The tradition of preparing meals for dogs at home stretches back further than many might assume. In 1966, the celebrated food writer M.F.K. Fisher reviewed pet cookbooks in The New Yorker. Decades later, Jeffrey Steingarten documented cooking chef Daniel Boulud's "French Country Soup for Dogs and their Owners" for his own dog in Vogue. French food writer Frédérick E. Grasser-Hermé published a dog recipe book in 2001 and hosted a launch party where canine guests were served bone marrow topped with caviar. Judith Jones, the legendary editor behind Julia Child, capped her career in 2014 with a book devoted to cooking for her Havanese. Martha Stewart blogged in 2022 about the farm-fresh foods her dogs eat, and influencer Nara Smith has continued the tradition into 2026.
A Growing Movement Rooted in Crisis
With over 87 million dogs kept as pets in the United States, canine wellness has expanded into territory that includes red-light therapy and longevity pills. Yet food remains the most emotionally charged topic for many owners. According to American Veterinary Medical Association surveys spanning more than a decade, an estimated 3 to 8 percent more owners now cook for their dogs than before.
Jonathan Stockman, a board-certified veterinary nutritionist and assistant professor at the UC Davis Weill School of Veterinary Medicine, traces the trend's modern origins to what is known as the "melamine crisis" of 2007. That year, a company called Menu Foods, responsible for producing 1,300 recipes across various private-label contracts, incorporated wheat gluten contaminated with melamine, a type of plastic. Dogs and cats began dying mysteriously, and the cause was traced to this ingredient. The result was the largest wave of pet food recalls in history.

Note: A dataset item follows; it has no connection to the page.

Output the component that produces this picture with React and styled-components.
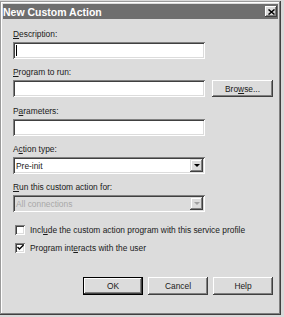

Marion Nestle, professor emerita at NYU and a prolific author on public health, was inspired by the event to write Pet Food Politics: The Chihuahua in the Coal Mine. She explains that while recalls still occur regularly, none since Menu Foods have matched the scale of animal harm. Most incidents, she says, stem from lapses in safety protocols rather than deliberate contamination. Dry food, she notes, is not sterile and can serve as a growth medium for pathogens such as Salmonella if companies do not rigorously maintain a culture of safety.
The fallout from that crisis fueled demand for alternatives, giving rise to both home cooking and commercial fresh-food brands like The Farmer's Dog, which launched in the mid-2010s with vacuum-sealed meals marketed as made from "human-grade" ingredients.
Influencers, Cookbooks, and the Daily Reality
On Instagram, the duo known as @TheCedLife — Joelle Jay and R.A. Young — share elaborately prepared dishes like "pawella" and salmon coconut curry for their two small dogs. They published a cookbook called The Dog's Table at the end of 2025 and maintain a Substack called Precious Kitchen. Young acknowledges that their fanciest content is designed to grab attention, but stresses that their actual day-to-day recipes rely on simple batch cooking. According to Young, all anyone needs is a freezer, a pot, and seven to eight store-bought ingredients to hit all the major nutrients.